On the docket:  Dutchcraft Vodka Small Batch, Five Times Distilled (Winter Wheat) 40% a.b.v.

Poured into:  Wine & Whiskey Country glass

S:  Immaculately clear, no particulate.  Give it a swirl and it does develop legs.

A:  Just the slightest whiff of grain, and I mean slight.  Am I missing something?  I checked other reviews of this product, and the descriptors are riotously hilarious.  Amusing descriptions include: porcelain, rainwater, and even, get this- electrical charge.  Really?

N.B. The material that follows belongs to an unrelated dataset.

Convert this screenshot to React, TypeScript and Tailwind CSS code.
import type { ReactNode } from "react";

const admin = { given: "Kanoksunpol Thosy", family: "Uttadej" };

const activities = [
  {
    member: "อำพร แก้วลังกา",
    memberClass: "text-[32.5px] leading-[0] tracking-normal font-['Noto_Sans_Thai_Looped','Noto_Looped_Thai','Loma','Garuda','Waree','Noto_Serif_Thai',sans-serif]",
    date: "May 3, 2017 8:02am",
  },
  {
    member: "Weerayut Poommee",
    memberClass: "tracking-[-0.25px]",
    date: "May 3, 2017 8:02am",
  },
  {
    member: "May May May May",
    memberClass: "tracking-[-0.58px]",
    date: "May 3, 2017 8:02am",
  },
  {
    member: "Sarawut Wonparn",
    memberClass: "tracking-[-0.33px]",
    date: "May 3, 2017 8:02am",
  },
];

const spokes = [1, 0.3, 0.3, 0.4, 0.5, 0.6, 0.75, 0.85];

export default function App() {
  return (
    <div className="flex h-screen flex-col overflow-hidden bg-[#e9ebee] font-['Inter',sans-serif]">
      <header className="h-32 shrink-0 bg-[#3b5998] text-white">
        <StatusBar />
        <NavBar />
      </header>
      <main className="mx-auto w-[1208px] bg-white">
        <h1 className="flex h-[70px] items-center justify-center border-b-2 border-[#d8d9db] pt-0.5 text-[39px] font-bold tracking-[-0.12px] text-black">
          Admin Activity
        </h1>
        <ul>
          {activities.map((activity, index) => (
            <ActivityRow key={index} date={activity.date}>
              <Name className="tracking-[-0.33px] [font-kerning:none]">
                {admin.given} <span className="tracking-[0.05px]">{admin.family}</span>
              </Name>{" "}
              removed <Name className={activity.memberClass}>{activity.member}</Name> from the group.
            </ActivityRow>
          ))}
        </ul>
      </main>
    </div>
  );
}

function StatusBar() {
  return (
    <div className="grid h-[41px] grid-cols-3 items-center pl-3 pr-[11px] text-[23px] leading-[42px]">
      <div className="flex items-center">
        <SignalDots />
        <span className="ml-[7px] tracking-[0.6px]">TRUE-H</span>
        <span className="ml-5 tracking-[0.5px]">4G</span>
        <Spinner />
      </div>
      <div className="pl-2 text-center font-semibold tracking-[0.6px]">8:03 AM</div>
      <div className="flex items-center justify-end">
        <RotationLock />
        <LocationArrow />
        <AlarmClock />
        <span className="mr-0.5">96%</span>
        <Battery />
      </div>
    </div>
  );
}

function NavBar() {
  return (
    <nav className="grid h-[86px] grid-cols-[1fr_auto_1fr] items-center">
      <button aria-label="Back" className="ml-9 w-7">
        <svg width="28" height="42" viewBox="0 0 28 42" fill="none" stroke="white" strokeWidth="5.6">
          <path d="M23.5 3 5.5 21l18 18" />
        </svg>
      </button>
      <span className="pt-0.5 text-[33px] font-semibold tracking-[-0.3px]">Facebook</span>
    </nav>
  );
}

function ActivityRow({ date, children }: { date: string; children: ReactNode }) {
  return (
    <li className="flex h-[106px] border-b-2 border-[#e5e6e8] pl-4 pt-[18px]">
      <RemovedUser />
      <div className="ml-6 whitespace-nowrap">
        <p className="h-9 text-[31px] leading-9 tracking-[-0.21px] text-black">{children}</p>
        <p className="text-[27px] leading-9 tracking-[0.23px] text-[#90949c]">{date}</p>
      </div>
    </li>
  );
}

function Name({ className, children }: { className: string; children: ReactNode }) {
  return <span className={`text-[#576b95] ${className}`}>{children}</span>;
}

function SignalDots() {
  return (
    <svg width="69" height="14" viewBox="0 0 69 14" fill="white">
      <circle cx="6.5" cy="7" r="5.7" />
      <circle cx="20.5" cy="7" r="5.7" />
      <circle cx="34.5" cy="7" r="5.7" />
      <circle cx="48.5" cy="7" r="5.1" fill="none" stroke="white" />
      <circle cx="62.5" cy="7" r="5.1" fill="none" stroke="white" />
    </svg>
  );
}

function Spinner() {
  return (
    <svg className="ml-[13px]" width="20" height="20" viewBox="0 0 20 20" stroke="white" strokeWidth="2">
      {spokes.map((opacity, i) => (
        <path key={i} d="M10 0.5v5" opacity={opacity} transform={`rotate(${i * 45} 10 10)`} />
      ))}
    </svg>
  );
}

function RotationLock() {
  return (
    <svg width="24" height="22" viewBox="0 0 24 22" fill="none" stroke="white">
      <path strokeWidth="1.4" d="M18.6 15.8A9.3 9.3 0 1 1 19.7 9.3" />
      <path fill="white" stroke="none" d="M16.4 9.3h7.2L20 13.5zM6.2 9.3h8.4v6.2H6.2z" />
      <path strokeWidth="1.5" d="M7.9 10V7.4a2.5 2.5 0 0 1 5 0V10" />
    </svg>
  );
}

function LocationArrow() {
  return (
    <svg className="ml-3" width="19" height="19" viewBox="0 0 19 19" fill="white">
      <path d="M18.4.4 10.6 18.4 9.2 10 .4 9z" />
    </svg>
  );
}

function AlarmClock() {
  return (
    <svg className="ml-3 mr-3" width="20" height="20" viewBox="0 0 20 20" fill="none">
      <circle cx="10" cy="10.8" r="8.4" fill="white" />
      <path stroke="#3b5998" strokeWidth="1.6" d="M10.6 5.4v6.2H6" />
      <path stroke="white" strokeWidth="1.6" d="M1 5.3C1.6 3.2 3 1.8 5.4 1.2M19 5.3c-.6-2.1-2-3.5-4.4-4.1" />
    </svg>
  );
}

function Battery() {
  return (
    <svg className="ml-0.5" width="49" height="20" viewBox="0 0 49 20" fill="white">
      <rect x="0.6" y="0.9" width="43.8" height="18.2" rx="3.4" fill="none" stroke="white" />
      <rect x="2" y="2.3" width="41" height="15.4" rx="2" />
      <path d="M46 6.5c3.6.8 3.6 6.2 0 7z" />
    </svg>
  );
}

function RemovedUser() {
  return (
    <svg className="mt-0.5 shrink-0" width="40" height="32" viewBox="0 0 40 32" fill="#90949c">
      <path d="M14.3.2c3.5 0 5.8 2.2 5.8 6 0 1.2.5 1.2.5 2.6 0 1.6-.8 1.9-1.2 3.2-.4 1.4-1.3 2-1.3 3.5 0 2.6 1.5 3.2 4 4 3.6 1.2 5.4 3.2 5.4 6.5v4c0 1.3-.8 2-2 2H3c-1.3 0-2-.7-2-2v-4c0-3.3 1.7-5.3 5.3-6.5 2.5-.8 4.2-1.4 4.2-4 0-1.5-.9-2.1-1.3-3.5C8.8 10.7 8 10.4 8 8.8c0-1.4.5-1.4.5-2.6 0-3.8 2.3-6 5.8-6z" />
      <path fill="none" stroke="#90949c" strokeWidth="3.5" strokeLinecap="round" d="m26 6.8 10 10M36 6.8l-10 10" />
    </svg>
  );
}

T:  There’s a definite sweetness present, something I’d best describe as “marshmallow.”  For clarification- this is not flavored vodka.  In my mind, this type of spirit should be without any true taste, color, or aroma.  There is a slight aftertaste that I can’t quite define.  The same review citing those crazy aromas provide flavors of under ripe pineapple, mint jelly, and dried strawberries.  It makes me wonder if we’re comparing the same product.

F:  Very dry finish, and as vodkas go, quite smooth.  Slightly creamy.  Medium-bodied with a pleasant warming sensation.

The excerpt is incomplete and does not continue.